RECORDS SUPPLIED:
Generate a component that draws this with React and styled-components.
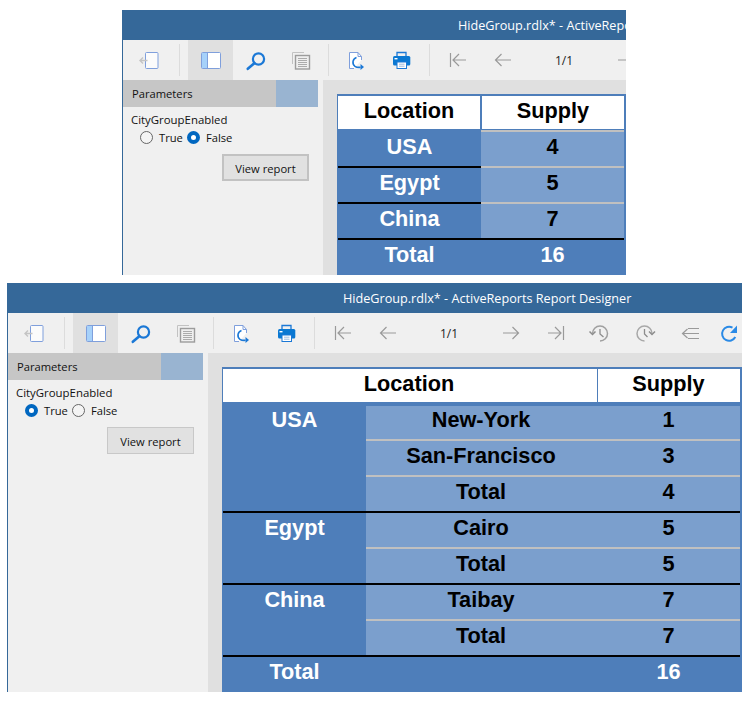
import React from "react";
import styled, { createGlobalStyle } from "styled-components";

const Global = createGlobalStyle`
  html, body { margin: 0; padding: 0; background: #fff; }
  body { font-family: "Open Sans", "Noto Sans", sans-serif; font-size: 11.2px; color: #111; }
`;

const Page = styled.div`
  width: 750px;
  height: 701px;
  padding-top: 10px;
  box-sizing: border-box;
  display: flex;
  flex-direction: column;
  gap: 8px;
  overflow: hidden;
`;

const Window = styled.section`
  margin-left: ${(p) => p.$left}px;
  width: ${(p) => p.$width}px;
  height: ${(p) => p.$height}px;
  box-sizing: border-box;
  border-left: 1px solid #356899;
  overflow: hidden;
  display: flex;
  flex-direction: column;
  background: #f0f0f0;
`;

const TitleBar = styled.header`
  flex: none;
  height: 30px;
  background: #356899;
  color: #fff;
  display: flex;
  align-items: center;
  padding-left: 335px;
  font-size: 12.65px;
  white-space: nowrap;
`;

const Toolbar = styled.nav`
  flex: none;
  height: 40px;
  padding-left: 3px;
  display: flex;
  align-items: stretch;
  background: #f0f0f0;
`;

const ToolButton = styled.div`
  flex: none;
  width: ${(p) => p.$w || 45}px;
  display: flex;
  align-items: center;
  justify-content: center;
  background: ${(p) => (p.$active ? "#e0e0e0" : "transparent")};
  svg { display: block; flex: none; }
`;

const Separator = styled.div`
  flex: none;
  width: 1px;
  margin: 4px ${(p) => p.$after}px 4px ${(p) => p.$before}px;
  background: #dcdcdc;
`;

const PageLabel = styled.div`
  flex: none;
  width: 78px;
  display: flex;
  align-items: center;
  justify-content: center;
  font-size: 12px;
  color: #222;
`;

const Body = styled.div`
  flex: 1;
  min-height: 0;
  display: flex;
`;

const Sidebar = styled.aside`
  flex: none;
  width: 200px;
  background: #f0f0f0;
`;

const ParamsHeader = styled.div`
  width: 195px;
  height: 27px;
  background: #c6c6c6;
  display: flex;
  align-items: center;
  justify-content: space-between;
  padding-left: 9px;
  box-sizing: border-box;
`;

const ParamsGrip = styled.div`
  width: 42px;
  height: 100%;
  background: #99b4d1;
`;

const ParamName = styled.div`
  margin: 5px 0 0 8px;
  line-height: 16px;
  font-size: 11.4px;
`;

const RadioRow = styled.div`
  margin: 2px 0 0 17px;
  height: 14px;
  display: flex;
  align-items: center;
`;

const RadioOption = styled.label`
  display: flex;
  align-items: center;
  gap: 6px;
  margin-right: 4px;
`;

const RadioMark = styled.span`
  width: 13px;
  height: 13px;
  box-sizing: border-box;
  border-radius: 50%;
  background: ${(p) => (p.$on ? "#fff" : "#f4f4f4")};
  border: ${(p) => (p.$on ? "4px solid #0067c0" : "1px solid #666")};
`;

const ViewButton = styled.div`
  margin: 10px 0 0 99px;
  width: 87px;
  height: 27px;
  padding-top: 1px;
  box-sizing: border-box;
  border: ${(p) => (p.$focus ? "2px solid #c2c2c2" : "1px solid #c8c8c8")};
  background: #e1e1e1;
  display: flex;
  align-items: center;
  justify-content: center;
`;

const Report = styled.main`
  flex: 1;
  min-width: 0;
  background: #e0e0e0;
  padding: 14px 0 0 14px;
`;

const Sheet = styled.div`
  box-sizing: border-box;
  border-top: 2px solid #4e7eba;
  border-left: 1px solid #4e7eba;
  border-right: 2px solid #4e7eba;
  background: #4e7eba;
  font-family: "Liberation Sans", Arial, sans-serif;
  font-weight: 700;
  font-size: 21.7px;
  text-align: center;
  height: 100%;
  overflow: hidden;
`;

const HeadRow = styled.div`
  display: flex;
  height: 33px;
  gap: ${(p) => p.$gap}px;
  margin-bottom: 1px;
`;

const HeadCell = styled.div`
  flex: ${(p) => (p.$w ? `0 0 ${p.$w}px` : "1")};
  box-sizing: border-box;
  padding-right: ${(p) => p.$nudge || 0}px;
  background: #fff;
  color: #000;
  line-height: 29px;
`;

const Group = styled.div`
  display: flex;
`;

const GroupName = styled.div`
  flex: 0 0 ${(p) => p.$w}px;
  box-sizing: border-box;
  border-top: 2px solid ${(p) => p.$line};
  color: #fff;
  line-height: 29px;
`;

const GroupRows = styled.div`
  flex: 1;
  min-width: 0;
`;

const Row = styled.div`
  height: 36px;
  box-sizing: border-box;
  background: #7b9fcd;
  border-top: ${(p) => p.$top || 2}px solid ${(p) => p.$line};
  display: flex;
  color: #000;
  line-height: ${(p) => (p.$top === 3 ? 27 : 30)}px;
`;

const City = styled.div`
  flex: 1;
  box-sizing: border-box;
  padding-right: ${(p) => p.$nudge || 0}px;
`;

const Value = styled.div`
  flex: 0 0 ${(p) => p.$w}px;
  box-sizing: border-box;
  padding-right: 1px;
`;

const TotalRow = styled.div`
  display: flex;
  height: 38px;
  box-sizing: border-box;
  border-top: 2px solid #000;
  color: #fff;
  line-height: 29px;
`;

const TotalLabel = styled.div`
  flex: 0 0 ${(p) => p.$w}px;
`;

const TotalGap = styled.div`
  flex: 1;
`;

const line = { fill: "none", stroke: "#9a9a9a", strokeWidth: 1.2 };

const Svg = ({ children }) => (
  <svg width="24" height="24" viewBox="0 0 24 24">
    {children}
  </svg>
);

const ExitIcon = () => (
  <Svg>
    <rect x="8.5" y="4.5" width="12.5" height="16" rx="1" fill="#fbfbfb" stroke="#7f9fdc" />
    <path d="M10.5 12.5H3M6 9.5l-3 3 3 3" fill="none" stroke="#c4c4c4" strokeWidth="1.4" />
  </Svg>
);

const PanelIcon = () => (
  <Svg>
    <rect x="2.5" y="4.5" width="19" height="16" rx="1" fill="#fff" stroke="#7f9fdc" />
    <rect x="3" y="5" width="5" height="15" fill="#a6d1fa" />
    <path d="M8.5 4.5v16" stroke="#7f9fdc" />
  </Svg>
);

const SearchIcon = () => (
  <Svg>
    <circle cx="14.5" cy="11" r="5.6" fill="none" stroke="#1b78d6" strokeWidth="2.2" />
    <path d="M10.3 15.2L3.8 20.8" stroke="#1b78d6" strokeWidth="2.6" strokeLinecap="round" />
  </Svg>
);

const PagesIcon = () => (
  <Svg>
    <path d="M3.5 16V4.5H15" fill="none" stroke="#c2c2c2" />
    <rect x="6.5" y="7.5" width="14" height="13.5" fill="#efefef" stroke="#9c9c9c" strokeWidth="1.4" />
    <path d="M9 10.5h9M9 12.5h9M9 14.5h9M9 16.5h9M9 18.5h9" stroke="#ababab" />
  </Svg>
);

const ReloadPageIcon = () => (
  <Svg>
    <path d="M10 20.5H5.5v-16H14l3.5 4V12" fill="#fff" stroke="#7f9fdc" />
    <path d="M14 4.5v4h3.5" fill="none" stroke="#7f9fdc" />
    <path d="M12.5 9.5a5 5 0 0 0-1.5 8.8c1.5 1 3.5 1.2 5.5 1" fill="none" stroke="#1b78d6" strokeWidth="1.6" />
    <path d="M16.5 16l3.5 3-3.5 3z" fill="#1b78d6" />
  </Svg>
);

const PrintIcon = () => (
  <Svg>
    <path d="M8 8V4.5h9V8" fill="none" stroke="#1b78d6" strokeWidth="1.3" />
    <rect x="4" y="8" width="17.3" height="9.5" rx="1.5" fill="#0a78d2" />
    <rect x="5.5" y="10" width="3" height="1.4" fill="#fff" />
    <rect x="8" y="14" width="9.5" height="6.5" fill="#fff" stroke="#1b78d6" />
    <path d="M10 16.2h5.5M10 18.2h5.5" stroke="#9ab8dc" />
  </Svg>
);

const FirstIcon = () => (
  <Svg>
    <path d="M4.5 5v14M20 12H7M13 6l-6 6 6 6" {...line} />
  </Svg>
);

const PrevIcon = () => (
  <Svg>
    <path d="M20 12H4.5M10.5 6l-6 6 6 6" {...line} />
  </Svg>
);

const NextIcon = () => (
  <Svg>
    <path d="M4 12h15.5M13.5 6l6 6-6 6" {...line} />
  </Svg>
);

const LastIcon = () => (
  <Svg>
    <path d="M19.5 5v14M4 12h13M11 6l6 6-6 6" {...line} />
  </Svg>
);

const BackHistoryIcon = () => (
  <Svg>
    <path d="M5.5 12.5A7.5 7.5 0 1 1 13 20" fill="none" stroke="#a0a0a0" strokeWidth="1.5" />
    <path d="M2.5 10.5l3 3 3-3" fill="none" stroke="#8c8c8c" strokeWidth="1.5" />
    <path d="M13 8v5l3.5 3" fill="none" stroke="#8c8c8c" strokeWidth="1.3" />
  </Svg>
);

const ForwardHistoryIcon = () => (
  <Svg>
    <path d="M19 12.5A7.5 7.5 0 1 0 11.5 20" fill="none" stroke="#a8a8a8" strokeWidth="1.5" />
    <path d="M16 10.5l3 3 3-3" fill="none" stroke="#8c8c8c" strokeWidth="1.5" />
    <path d="M11.5 8v5l3 3" fill="none" stroke="#8c8c8c" strokeWidth="1.3" />
  </Svg>
);

const OutlineBackIcon = () => (
  <Svg>
    <path d="M21 7.5H10M21 12.5H4.5M21 17.5H10M9.5 8l-5 4.5 5 4.5" {...line} />
  </Svg>
);

const RefreshIcon = () => (
  <Svg>
    <path d="M18.3 16A7 7 0 1 1 15.5 6.6" fill="none" stroke="#2a8ae6" strokeWidth="2" />
    <path d="M20 4.5V12h-7z" fill="#2a8ae6" />
  </Svg>
);

const Tools = () => (
  <Toolbar>
    <ToolButton><ExitIcon /></ToolButton>
    <Separator $before={8} $after={8} />
    <ToolButton $active><PanelIcon /></ToolButton>
    <ToolButton><SearchIcon /></ToolButton>
    <ToolButton><PagesIcon /></ToolButton>
    <Separator $before={5} $after={4} />
    <ToolButton><ReloadPageIcon /></ToolButton>
    <ToolButton><PrintIcon /></ToolButton>
    <Separator $before={6} $after={5} />
    <ToolButton><FirstIcon /></ToolButton>
    <ToolButton><PrevIcon /></ToolButton>
    <PageLabel>1/1</PageLabel>
    <ToolButton><NextIcon /></ToolButton>
    <ToolButton><LastIcon /></ToolButton>
    <ToolButton $w={41}><BackHistoryIcon /></ToolButton>
    <ToolButton $w={51}><ForwardHistoryIcon /></ToolButton>
    <ToolButton $w={40}><OutlineBackIcon /></ToolButton>
    <ToolButton $w={37}><RefreshIcon /></ToolButton>
  </Toolbar>
);

const Params = ({ value, focus }) => (
  <Sidebar>
    <ParamsHeader>
      Parameters
      <ParamsGrip />
    </ParamsHeader>
    <ParamName>CityGroupEnabled</ParamName>
    <RadioRow>
      <RadioOption><RadioMark $on={value} />True</RadioOption>
      <RadioOption><RadioMark $on={!value} />False</RadioOption>
    </RadioRow>
    <ViewButton $focus={focus}>View report</ViewButton>
  </Sidebar>
);

const Frame = ({ left, width, height, value, focus, children }) => (
  <Window $left={left} $width={width} $height={height}>
    <TitleBar>HideGroup.rdlx* - ActiveReports Report Designer</TitleBar>
    <Tools />
    <Body>
      <Params value={value} focus={focus} />
      <Report>{children}</Report>
    </Body>
  </Window>
);

const summary = [
  { name: "USA", total: 4 },
  { name: "Egypt", total: 5 },
  { name: "China", total: 7 },
];

const detail = [
  { name: "USA", rows: [["New-York", 1], ["San-Francisco", 3], ["Total", 4]] },
  { name: "Egypt", rows: [["Cairo", 5], ["Total", 5]] },
  { name: "China", rows: [["Taibay", 7], ["Total", 7]] },
];

const DARK = "#4e7eba";
const GRAY = "#c0c0c0";

export default function App() {
  return (
    <Page>
      <Global />
      <Frame left={122} width={504} height={265} value={false} focus>
        <Sheet>
          <HeadRow $gap={2}>
            <HeadCell $w={142}>Location</HeadCell>
            <HeadCell>Supply</HeadCell>
          </HeadRow>
          {summary.map((g, i) => (
            <Group key={g.name}>
              <GroupName $w={143} $line={i === 0 ? DARK : "#000"}>{g.name}</GroupName>
              <GroupRows>
                <Row $line={GRAY}>
                  <City>{g.total}</City>
                </Row>
              </GroupRows>
            </Group>
          ))}
          <TotalRow>
            <TotalLabel $w={143}>Total</TotalLabel>
            <TotalGap>16</TotalGap>
          </TotalRow>
        </Sheet>
      </Frame>
      <Frame left={7} width={735} height={409} value>
        <Sheet>
          <HeadRow $gap={1}>
            <HeadCell $nudge={2}>Location</HeadCell>
            <HeadCell $w={142} $nudge={1}>Supply</HeadCell>
          </HeadRow>
          {detail.map((g, i) => (
            <Group key={g.name}>
              <GroupName $w={143} $line={i === 0 ? DARK : "#000"}>{g.name}</GroupName>
              <GroupRows>
                {g.rows.map(([city, supply], j) => (
                  <Row
                    key={city}
                    $top={i === 0 && j === 0 ? 3 : 2}
                    $line={j > 0 ? GRAY : i === 0 ? DARK : "#000"}
                  >
                    <City $nudge={2}>{city}</City>
                    <Value $w={142}>{supply}</Value>
                  </Row>
                ))}
              </GroupRows>
            </Group>
          ))}
          <TotalRow>
            <TotalLabel $w={143}>Total</TotalLabel>
            <TotalGap />
            <Value $w={142}>16</Value>
          </TotalRow>
        </Sheet>
      </Frame>
    </Page>
  );
}
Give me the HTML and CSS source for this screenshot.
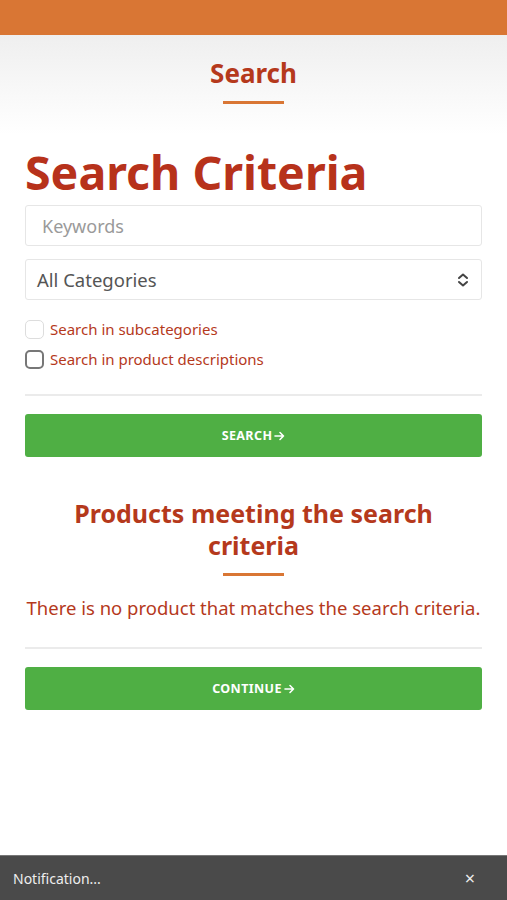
FILE: index.html
```html
<!DOCTYPE html>
<html>
<head>
<meta charset="utf-8">
<link rel="stylesheet" href="styles.css">
</head>
<body>
<div class="topbar"></div>
<header class="page-head">
  <h1 class="page-title">Search</h1>
  <div class="rule-accent"></div>
</header>
<main class="content">
  <h2 class="criteria-title">Search Criteria</h2>
  <input class="field" type="text" placeholder="Keywords">
  <div class="field select">
    <span>All Categories</span>
    <svg class="chev" width="14" height="16" viewBox="0 0 14 16"><path d="M3 6 L7 2.5 L11 6 M3 10 L7 13.5 L11 10" fill="none" stroke="#444" stroke-width="2" stroke-linecap="round" stroke-linejoin="round"/></svg>
  </div>
  <label class="check"><span class="box light"></span>Search in subcategories</label>
  <label class="check"><span class="box dark"></span>Search in product descriptions</label>
  <hr class="divider">
  <button class="btn">SEARCH<svg class="arrow" width="11" height="10" viewBox="0 0 11 10"><path d="M1 5 H9.5 M6 1.5 L9.5 5 L6 8.5" fill="none" stroke="#fff" stroke-width="1.6" stroke-linecap="round" stroke-linejoin="round"/></svg></button>
  <h3 class="results-title">Products meeting the search criteria</h3>
  <div class="rule-accent"></div>
  <p class="empty">There is no product that matches the search criteria.</p>
  <hr class="divider divider-low">
  <button class="btn">CONTINUE<svg class="arrow" width="11" height="10" viewBox="0 0 11 10"><path d="M1 5 H9.5 M6 1.5 L9.5 5 L6 8.5" fill="none" stroke="#fff" stroke-width="1.6" stroke-linecap="round" stroke-linejoin="round"/></svg></button>
</main>
<div class="notify">
  <span>Notification...</span>
  <span class="close">×</span>
</div>
</body>
</html>
```

FILE: styles.css
```css
* { box-sizing: border-box; }
html, body { margin: 0; padding: 0; }
body {
  font-family: "Noto Sans", "Open Sans", sans-serif;
  background: #fff;
  width: 507px;
  height: 900px;
  overflow: hidden;
  position: relative;
}
.topbar { height: 35px; background: #d97634; }
.page-head {
  height: 100px;
  background: linear-gradient(#efefef, #ffffff);
  display: flex;
  flex-direction: column;
  align-items: center;
  padding-top: 22px;
}
.page-title {
  margin: 0;
  font-size: 26px;
  line-height: 32px;
  font-weight: 700;
  color: #b5391c;
}
.rule-accent {
  width: 61px;
  height: 3px;
  background: #d97634;
  margin: 12px auto 0;
}
.content {
  padding: 9px 25px 0;
  display: flex;
  flex-direction: column;
}
.criteria-title {
  margin: 0;
  font-size: 46.5px;
  line-height: 56px;
  font-weight: 700;
  color: #b7321b;
}
.field {
  height: 41px;
  border: 1px solid #e6e6e6;
  border-radius: 3px;
  background: #fff;
  font-family: inherit;
  font-size: 18px;
  padding: 0 16px;
  margin-top: 5px;
  width: 100%;
  outline: none;
}
.field::placeholder { color: #9a9a9a; }
.select {
  margin-top: 13px;
  display: flex;
  align-items: center;
  justify-content: space-between;
  padding: 0 11px 0 11px;
  color: #555;
  font-size: 18.5px;
}
.check {
  display: flex;
  align-items: center;
  gap: 6px;
  color: #b5391c;
  font-size: 15px;
  height: 20px;
}
.check:first-of-type { margin-top: 19px; }
.check + .check { margin-top: 10px; }
.box {
  width: 19px;
  height: 19px;
  border-radius: 5px;
  border: 1.5px solid #ddd;
  display: inline-block;
}
.box.dark { border: 2px solid #777; }
.divider {
  border: 0;
  border-top: 2px solid #ebebeb;
  margin: 25px 0 0;
}
.divider-low { margin-top: 27px; }
.btn {
  margin-top: 18px;
  height: 43px;
  background: #4faf44;
  border: 0;
  border-radius: 3px;
  color: #fff;
  font-family: inherit;
  font-weight: 700;
  font-size: 12.5px;
  letter-spacing: 0.4px;
  display: flex;
  align-items: center;
  justify-content: center;
}
.arrow { margin-left: 2px; }
.results-title {
  margin: 40px 0 0;
  text-align: center;
  font-size: 25px;
  line-height: 32px;
  font-weight: 700;
  color: #b5391c;
  padding: 0 40px;
}
.empty {
  margin: 20px 0 0;
  text-align: center;
  color: #b5391c;
  font-size: 18.5px;
  line-height: 24px;
  white-space: nowrap;
}
.notify {
  position: absolute;
  left: 0;
  right: 0;
  bottom: 0;
  height: 45px;
  background: #4a4a4a;
  border-top: 1px solid #777;
  color: #eee;
  font-size: 14px;
  display: flex;
  align-items: center;
  justify-content: space-between;
  padding: 0 32px 0 13px;
}
.close { font-size: 18px; }
```
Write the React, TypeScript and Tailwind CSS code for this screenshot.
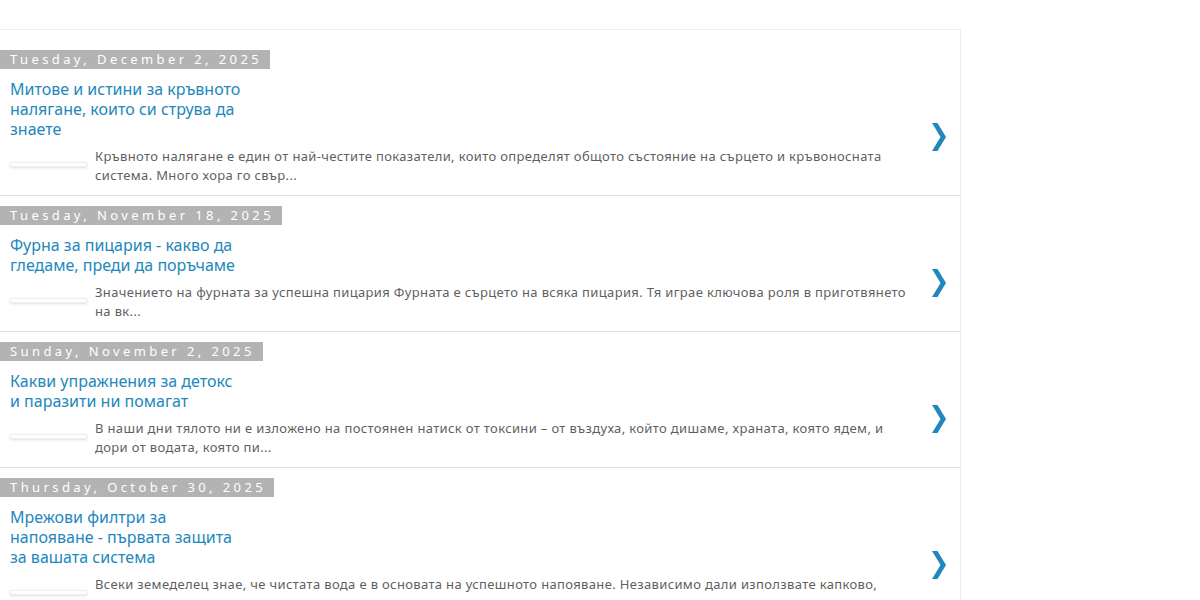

TASK STATEMENT: Extract all lines that hold the word "screenshot".

TASK ANSWER:
Give me the HTML and CSS source for this screenshot.
Write the React, TypeScript and Tailwind CSS code for this screenshot.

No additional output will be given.